### Task objective
Write out each record below exactly as it appears, with no pictures.

Front-end source files
▶

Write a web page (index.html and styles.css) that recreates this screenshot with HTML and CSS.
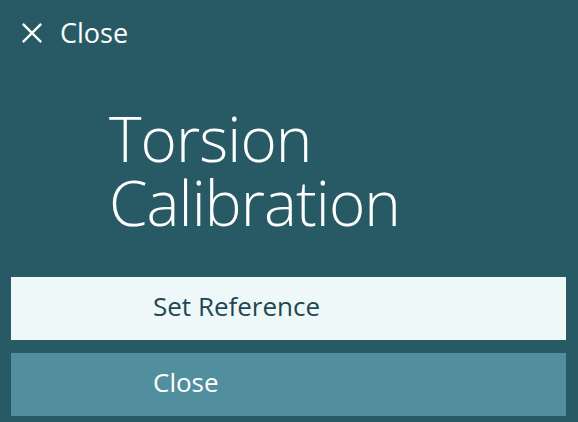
FILE: index.html
```html
<!DOCTYPE html>
<html lang="en">
<head>
    <meta charset="UTF-8">
    <meta name="viewport" content="width=device-width, initial-scale=1.0">
    <title>Torsion Calibration</title>
    <link rel="stylesheet" href="styles.css">
</head>
<body>
    <div class="page">
        <button class="back-button">
            <svg class="back-icon" viewBox="0 0 24 24" width="24" height="24">
                <path d="M2 2 L22 22 M22 2 L2 22" stroke="#ffffff" stroke-width="2.5" fill="none"/>
            </svg>
            <span>Close</span>
        </button>
        <h1 class="title">Torsion<br>Calibration</h1>
        <div class="actions">
            <button class="action action-primary">Set Reference</button>
            <button class="action action-secondary">Close</button>
        </div>
    </div>
</body>
</html>
```

FILE: styles.css
```css
html, body {
    margin: 0;
    height: 100%;
}
body {
    background-color: #285a66;
    font-family: 'Open Sans', sans-serif;
    color: #ffffff;
}
.page {
    padding: 11px 12px 0 11px;
}
.back-button {
    display: flex;
    align-items: center;
    gap: 17px;
    padding: 3px 0 0 10px;
    border: none;
    background: none;
    color: #ffffff;
    font-family: inherit;
    font-size: 27px;
    cursor: pointer;
}
.back-icon {
    width: 22px;
    height: 22px;
}
.title {
    margin: 55px 0 0 98px;
    font-size: 62px;
    font-weight: 300;
    line-height: 64px;
    letter-spacing: -0.9px;
}
.actions {
    display: flex;
    flex-direction: column;
    gap: 13px;
    margin-top: 43px;
}
.action {
    height: 63px;
    padding: 0 0 5px 142px;
    border: none;
    text-align: left;
    font-family: inherit;
    font-size: 26px;
    cursor: pointer;
}
.action-primary {
    background-color: #eef8f8;
    color: #1f4751;
}
.action-secondary {
    background-color: #528f9e;
    color: #ffffff;
}
```
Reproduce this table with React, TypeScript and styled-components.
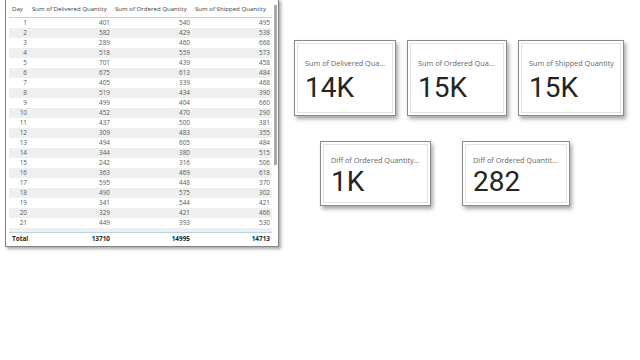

◀

### Task solution
Write a web page (index.html and styles.css) that recreates this screenshot with HTML and CSS.
FILE: index.html
```html
<!DOCTYPE html>
<html lang="en">
<head>
    <meta charset="UTF-8">
    <meta name="viewport" content="width=device-width, initial-scale=1.0">
    <title>Torsion Calibration</title>
    <link rel="stylesheet" href="styles.css">
</head>
<body>
    <div class="page">
        <button class="back-button">
            <svg class="back-icon" viewBox="0 0 24 24" width="24" height="24">
                <path d="M2 2 L22 22 M22 2 L2 22" stroke="#ffffff" stroke-width="2.5" fill="none"/>
            </svg>
            <span>Close</span>
        </button>
        <h1 class="title">Torsion<br>Calibration</h1>
        <div class="actions">
            <button class="action action-primary">Set Reference</button>
            <button class="action action-secondary">Close</button>
        </div>
    </div>
</body>
</html>
```

FILE: styles.css
```css
html, body {
    margin: 0;
    height: 100%;
}
body {
    background-color: #285a66;
    font-family: 'Open Sans', sans-serif;
    color: #ffffff;
}
.page {
    padding: 11px 12px 0 11px;
}
.back-button {
    display: flex;
    align-items: center;
    gap: 17px;
    padding: 3px 0 0 10px;
    border: none;
    background: none;
    color: #ffffff;
    font-family: inherit;
    font-size: 27px;
    cursor: pointer;
}
.back-icon {
    width: 22px;
    height: 22px;
}
.title {
    margin: 55px 0 0 98px;
    font-size: 62px;
    font-weight: 300;
    line-height: 64px;
    letter-spacing: -0.9px;
}
.actions {
    display: flex;
    flex-direction: column;
    gap: 13px;
    margin-top: 43px;
}
.action {
    height: 63px;
    padding: 0 0 5px 142px;
    border: none;
    text-align: left;
    font-family: inherit;
    font-size: 26px;
    cursor: pointer;
}
.action-primary {
    background-color: #eef8f8;
    color: #1f4751;
}
.action-secondary {
    background-color: #528f9e;
    color: #ffffff;
}
```
Reproduce this table with React, TypeScript and styled-components.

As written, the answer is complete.